Au cours de l’été, le STTP sera présent dans les différents festivals pour distribuer de l’information.

Si pour l’instant seulement 5 municipalités du Québec sont touchées, Alain Duguay indique avoir des craintes pour l’Ouest de l’île de Montréal (Dorval et Pierrefonds notamment), ainsi qu’à Brossard, La Prairie et Anjou. « Les réorganisations qui y étaient prévues ont été annulées. C’est un signe. Je ne serais pas surpris d’avoir une annonce sous peu. »

Pour Alain Robitaille, un des éléments centraux de campagne d’information, c’est de contrer la « désinformation » de Postes Canada. « Les gens ne sont pas dupes. »

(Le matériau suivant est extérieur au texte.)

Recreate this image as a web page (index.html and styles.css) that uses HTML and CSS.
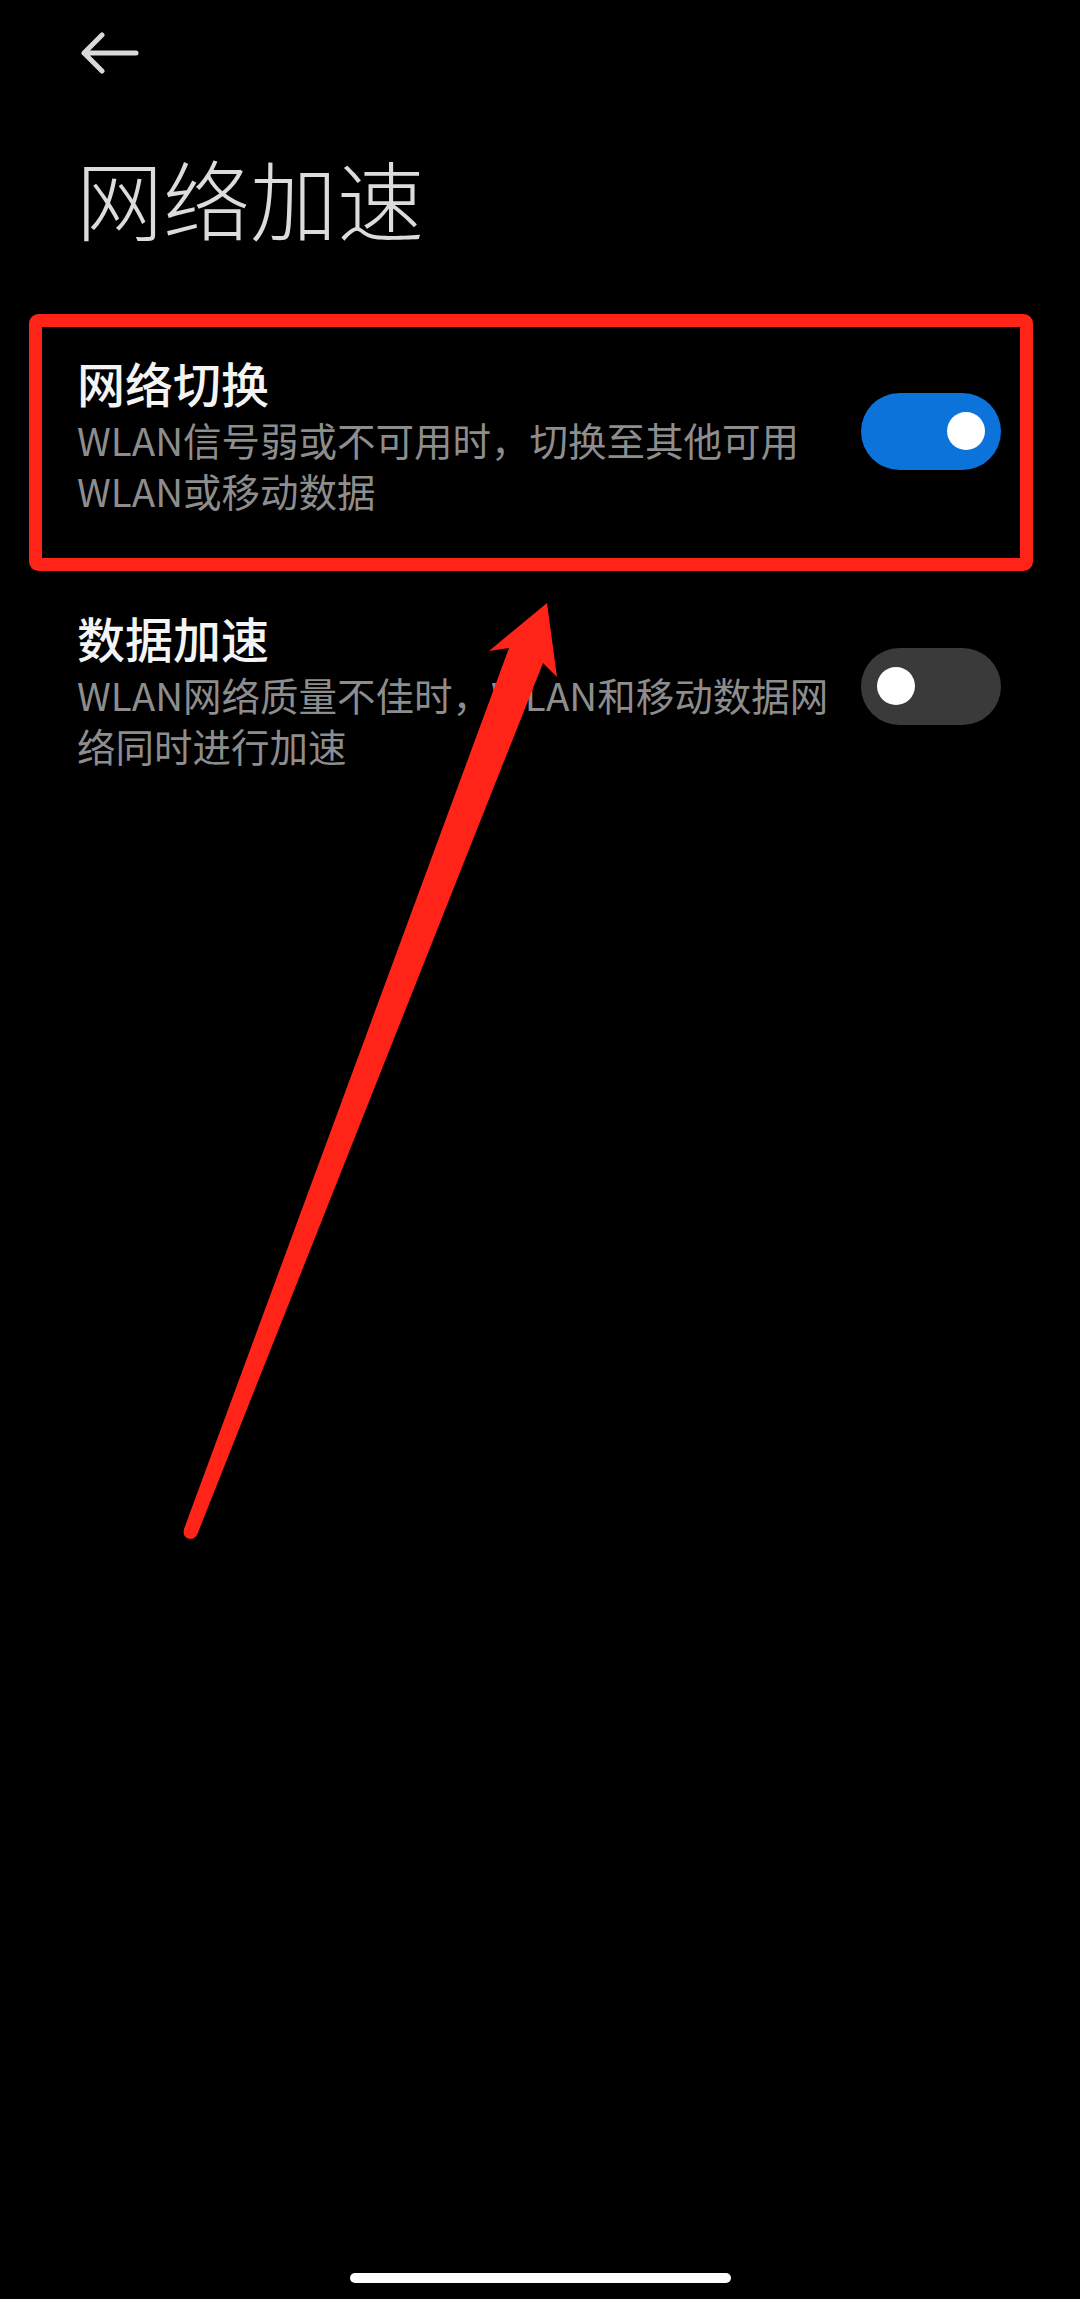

Il prend pour exemple le cas de l’étude publiée par le Conference Board du Canada il y a un an qui projette un déficit d’un milliard de dollars chez Postes Canada en 2020. Pourtant, les états financiers de Postes Canada faisaient états de profits de 98 millions de dollars pour cette même année.

Réponse de la porte-parole de Postes Canada : l’étude se basait sur une projection annuelle à partir des chiffres des neufs premiers mois, évacuant le dernier trimestre de l’année, qui correspond à la période des fêtes et donc, à la périodes la plus forte de l’année!

Si le syndicat reconnaît que Postes Canada doit effectuer un virage pour maintenir ses activités viables, ils refuse l’« austérité postale », soutient que des avenues sont possibles et que les coupures de services ne sont qu’une solution à court terme qui ne règlent en rien les problèmes de baisses de revenus.